The Raven's Mutterings Wherein Carl Cravens talks about geeky stuff

22May/07

I’m the Monopoly Tycoon!

I don't play a lot of video games... just don't want to devote the time to them when I'm trying to write, podcast, and lots of other things. But my son is an addict, and gets his carefully-rationed time, usually as a reward for good behavior. Recently, he asked for Monopoly Tycoon... published in 2001, it cost me five bucks, and is networkable, so he and I can play head-to-head.

I get hooked on sims... probably the last games I sunk considerable time into were also Tycoons... Rollercoaster and Zoo. So I've been playing this one a little, trying to learn the ropes. All in the name of helping my son figure it out, of course. (It is a bit over his head, being a financial sim with lots of "hidden" information you have to go look for.)

Anyhoo, the first few scenarios are "training" levels... more or less simple setups to help you learn aspects of the game. Number four, the second in which you actually have opponents, is simple... be the first to earn $3000 in one day.
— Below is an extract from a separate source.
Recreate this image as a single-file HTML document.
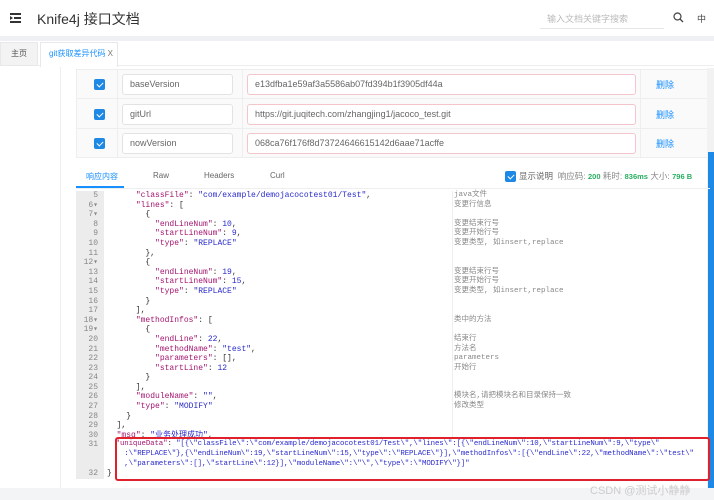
<!DOCTYPE html>
<html><head><meta charset="utf-8"><style>
*{margin:0;padding:0;box-sizing:border-box}
body{width:714px;height:500px;overflow:hidden;background:#fff;font-family:"Liberation Sans","Noto Sans CJK SC",sans-serif;position:relative}
.a{position:absolute}
.inp{position:absolute;border:1px solid #e3e3e3;border-radius:3px;height:21px;font-size:9px;color:#666;padding-left:7px;line-height:19px}
.red{border-color:#f3c6cb}
.cb{position:absolute;width:11px;height:11px;background:#1e88e5;border-radius:2px}
.cb:after{content:"";position:absolute;left:3.5px;top:1.5px;width:3px;height:5px;border:solid #fff;border-width:0 1.5px 1.5px 0;transform:rotate(45deg)}
.del{position:absolute;font-size:9px;color:#1890ff}
.code{position:absolute;left:76px;top:191px;width:634px;font-family:"Liberation Mono","Noto Sans CJK SC",monospace;font-size:8px;}
.l{height:9.6px;line-height:9.6px;position:relative;white-space:pre}
.n{position:absolute;left:0;width:28px;text-align:right;color:#888;padding-right:6px;background:#ececec;height:100%}
.t{position:absolute;left:31px;color:#333}
.c{position:absolute;left:378px;color:#888;font-size:7.5px}
.k{color:#a3156f}.s{color:#2a2acb}.v{color:#2a2acb}
</style></head><body>
<div class="a" style="left:10px;top:13px;width:11px;height:10px">
<div class="a" style="left:0;top:0;width:11px;height:1.5px;background:#333"></div>
<div class="a" style="left:4px;top:4px;width:7px;height:1.5px;background:#333"></div>
<div class="a" style="left:0;top:8px;width:11px;height:1.5px;background:#333"></div>
<div class="a" style="left:0;top:3px;width:0;height:0;border:2px solid transparent;border-left:3px solid #333"></div>
</div>
<div class="a" style="left:37px;top:9px;font-size:14px;color:#333">Knife4j 接口文档</div>
<div class="a" style="left:547px;top:12px;font-size:9px;color:#bbb">输入文档关键字搜索</div>
<div class="a" style="left:540px;top:28px;width:124px;height:1px;background:#e5e5e5"></div>
<svg class="a" style="left:673px;top:12px" width="11" height="11" viewBox="0 0 11 11"><circle cx="4.5" cy="4.5" r="3.5" fill="none" stroke="#444" stroke-width="1.2"/><path d="M7 7L10 10" stroke="#444" stroke-width="1.3"/></svg>
<div class="a" style="left:697px;top:12px;font-size:9px;color:#444">中</div>
<div class="a" style="left:0;top:36px;width:714px;height:5px;background:#eef0f3"></div>
<div class="a" style="left:0;top:41px;width:714px;height:25px;background:#fff;border-bottom:1px solid #eee"></div>
<div class="a" style="left:0;top:42px;width:38px;height:24px;background:#f3f3f3;border:1px solid #e8e8e8;font-size:8px;color:#555;text-align:center;line-height:22px">主页</div>
<div class="a" style="left:40px;top:42px;width:78px;height:25px;background:#fff;border:1px solid #e8e8e8;border-bottom:none;font-size:8px;color:#1890ff;line-height:22px;padding-left:8px">git获取差异代码 <span style="color:#777">X</span></div>
<div class="a" style="left:60px;top:67px;width:1px;height:433px;background:#eee"></div>
<div class="a" style="left:76px;top:69px;width:634px;height:89px;background:#fafafa;border:1px solid #eee"></div>
<div class="a" style="left:76px;top:98px;width:634px;height:1px;background:#eee"></div>
<div class="a" style="left:76px;top:128px;width:634px;height:1px;background:#eee"></div>
<div class="a" style="left:117px;top:69px;width:1px;height:89px;background:#eee"></div>
<div class="a" style="left:242px;top:69px;width:1px;height:89px;background:#eee"></div>
<div class="a" style="left:640px;top:69px;width:1px;height:89px;background:#eee"></div>
<div class="cb" style="left:94px;top:79px"></div>
<div class="cb" style="left:94px;top:109px"></div>
<div class="cb" style="left:94px;top:138px"></div>
<div class="inp" style="left:122px;top:74px;width:111px;background:#fff">baseVersion</div>
<div class="inp" style="left:122px;top:104px;width:111px;background:#fff">gitUrl</div>
<div class="inp" style="left:122px;top:133px;width:111px;background:#fff">nowVersion</div>
<div class="inp red" style="left:247px;top:74px;width:389px;background:#fff">e13dfba1e59af3a5586ab07fd394b1f3905df44a</div>
<div class="inp red" style="left:247px;top:104px;width:389px;background:#fff">https://git.juqitech.com/zhangjing1/jacoco_test.git</div>
<div class="inp red" style="left:247px;top:133px;width:389px;background:#fff">068ca76f176f8d73724646615142d6aae71acffe</div>
<div class="del" style="left:656px;top:78px">删除</div>
<div class="del" style="left:656px;top:108px">删除</div>
<div class="del" style="left:656px;top:137px">删除</div>
<div class="a" style="left:707px;top:68px;width:7px;height:432px;background:#f2f2f2"></div>
<div class="a" style="left:708px;top:152px;width:6px;height:348px;background:#1e88e5"></div>
<div class="a" style="left:86px;top:171px;font-size:8px;color:#1890ff">响应内容</div>
<div class="a" style="left:153px;top:171px;font-size:8px;color:#666">Raw</div>
<div class="a" style="left:204px;top:171px;font-size:8px;color:#666">Headers</div>
<div class="a" style="left:270px;top:171px;font-size:8px;color:#666">Curl</div>
<div class="a" style="left:76px;top:188px;width:634px;height:1px;background:#eee"></div>
<div class="a" style="left:76px;top:186px;width:48px;height:2px;background:#1890ff"></div>
<div class="cb" style="left:505px;top:171px"></div>
<div class="a" style="left:519px;top:170px;font-size:8.5px;color:#666;white-space:nowrap">显示说明 &nbsp;<span style="color:#888">响应码:</span> <b style="color:#27ae60;font-size:7.5px">200</b> <span style="color:#888">耗时:</span> <b style="color:#27ae60;font-size:7.5px">836ms</b> <span style="color:#888">大小:</span> <b style="color:#27ae60;font-size:7.5px">796 B</b></div>
<div class="a" style="left:452px;top:191px;width:1px;height:246px;background:#eee"></div>
<div class="code">
<div class="l"><span class="n">5</span><span class="t">      <span class="k">"classFile"</span>: <span class="s">"com/example/demojacocotest01/Test"</span>,</span><span class="c">java文件</span></div>
<div class="l"><span class="n">6▾</span><span class="t">      <span class="k">"lines"</span>: [</span><span class="c">变更行信息</span></div>
<div class="l"><span class="n">7▾</span><span class="t">        {</span></div>
<div class="l"><span class="n">8</span><span class="t">          <span class="k">"endLineNum"</span>: <span class="v">10</span>,</span><span class="c">变更结束行号</span></div>
<div class="l"><span class="n">9</span><span class="t">          <span class="k">"startLineNum"</span>: <span class="v">9</span>,</span><span class="c">变更开始行号</span></div>
<div class="l"><span class="n">10</span><span class="t">          <span class="k">"type"</span>: <span class="s">"REPLACE"</span></span><span class="c">变更类型, 如insert,replace</span></div>
<div class="l"><span class="n">11</span><span class="t">        },</span></div>
<div class="l"><span class="n">12▾</span><span class="t">        {</span></div>
<div class="l"><span class="n">13</span><span class="t">          <span class="k">"endLineNum"</span>: <span class="v">19</span>,</span><span class="c">变更结束行号</span></div>
<div class="l"><span class="n">14</span><span class="t">          <span class="k">"startLineNum"</span>: <span class="v">15</span>,</span><span class="c">变更开始行号</span></div>
<div class="l"><span class="n">15</span><span class="t">          <span class="k">"type"</span>: <span class="s">"REPLACE"</span></span><span class="c">变更类型, 如insert,replace</span></div>
<div class="l"><span class="n">16</span><span class="t">        }</span></div>
<div class="l"><span class="n">17</span><span class="t">      ],</span></div>
<div class="l"><span class="n">18▾</span><span class="t">      <span class="k">"methodInfos"</span>: [</span><span class="c">类中的方法</span></div>
<div class="l"><span class="n">19▾</span><span class="t">        {</span></div>
<div class="l"><span class="n">20</span><span class="t">          <span class="k">"endLine"</span>: <span class="v">22</span>,</span><span class="c">结束行</span></div>
<div class="l"><span class="n">21</span><span class="t">          <span class="k">"methodName"</span>: <span class="s">"test"</span>,</span><span class="c">方法名</span></div>
<div class="l"><span class="n">22</span><span class="t">          <span class="k">"parameters"</span>: [],</span><span class="c">parameters</span></div>
<div class="l"><span class="n">23</span><span class="t">          <span class="k">"startLine"</span>: <span class="v">12</span></span><span class="c">开始行</span></div>
<div class="l"><span class="n">24</span><span class="t">        }</span></div>
<div class="l"><span class="n">25</span><span class="t">      ],</span></div>
<div class="l"><span class="n">26</span><span class="t">      <span class="k">"moduleName"</span>: <span class="s">""</span>,</span><span class="c">模块名,请把模块名和目录保持一致</span></div>
<div class="l"><span class="n">27</span><span class="t">      <span class="k">"type"</span>: <span class="s">"MODIFY"</span></span><span class="c">修改类型</span></div>
<div class="l"><span class="n">28</span><span class="t">    }</span></div>
<div class="l"><span class="n">29</span><span class="t">  ],</span></div>
<div class="l"><span class="n">30</span><span class="t">  <span class="k">"msg"</span>: <span class="s">"业务处理成功"</span>,</span></div>
<div class="l" style="height:28.8px"><span class="n">31</span><span class="t" style="line-height:9.6px;font-size:7.4px;letter-spacing:-0.12px">  <span class="k">"uniqueData"</span>: <span class="s">"[{\"classFile\":\"com/example/demojacocotest01/Test\",\"lines\":[{\"endLineNum\":10,\"startLineNum\":9,\"type\"
    :\"REPLACE\"},{\"endLineNum\":19,\"startLineNum\":15,\"type\":\"REPLACE\"}],\"methodInfos\":[{\"endLine\":22,\"methodName\":\"test\"
    ,\"parameters\":[],\"startLine\":12}],\"moduleName\":\"\",\"type\":\"MODIFY\"}]"</span></span></div>
<div class="l"><span class="n">32</span><span class="t">}</span></div>
</div>
<div class="a" style="left:115px;top:437px;width:595px;height:44px;border:2px solid #e0202a;border-radius:3px"></div>
<div class="a" style="left:0;top:488px;width:714px;height:12px;background:#f3f4f6"></div>
<div class="a" style="left:590px;top:482px;font-size:11px;color:#ccc">CSDN @测试小静静</div>
</body></html>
It's a little tricky, until you quit trying to make sound financial decisions... in a way, it undermines the point of teaching you to play the game, because the keys to winning aren't about overall profit, but a single day's profit. Meaning you can go $10,000 in debt on day one, but still win if on day two you take in $3000 more than you spend on day two. Just don't be in the red at midnight two days in a row, or you go bankrupt.

So my initial strategy looked like this... borrow the maximum $10,000 and build like a madman on a single block (paying attention to the polls that say what people want to buy), lease that block so I pay myself rent (saving 6 AM rental costs, which cut into the day's profit), and hope that I sell $3000 over my morning costs (utilities and restocking). It didn't always work... morning costs ate my lunch, because I had a lot of businesses. On the Hard level, I was ready to run the sale price of my goods up so high on day one that nobody would buy, causing my inventory to be carried to the next day and avoiding restocking fees, then set the prices back down on day two. It's all about spending everything you can on day one and then spending as little as you can on day two. (Oddly, building a business cuts into your profit for the day, but selling a business doesn't add to it. My scheme to build big, then sell everything the next day didn't pan out.)

Then it occurred to me... the scenario starts with a few blocks full of city buildings, all of which pay rent to the landlord. Because they're full of big apartment buildings, their rent is higher than the rent on my businesses... instead of leasing the block I was building on, I could lease a block full of apartments instead. My rental costs would be lower than my rental income, giving me a nice edge.

Then it clicked... I was playing the wrong game. The short-term money wasn't in businesses, it was in real estate! Real estate has no 6 AM costs to cut into the day's profit. Real estate has a 100% predictable income.

Day one, I didn't build a single business. Instead, I bid for the leases on the three most profitable occupied blocks... money was no object, up to $15k, so I just bid, bid, bid until the computer players pulled out. There's just enough time for three properties to go up for auction in a day. So I wait until 6 AM "costs"... at which point the city pays me over $3000 in rent and I win, because I have no businesses on which to pay rent, utilities or restocking fees. Not only do I win, but it's a total lock-out... the computer opponents have negative profit for the day, due to 6 AM costs.

Did it teach me anything about playing the long-term scenario? I dunno. Even with what I spent on the leases, they would have been profitable over the long-term, though I don't think they'd have been as profitable as the same money sunk into businesses. In a normal game, I wouldn't spend willy-nilly on leases without building businesses... for one, I went negative more than I could recover in a single day, which is automatic bankruptcy if you don't manage to win before the next midnight.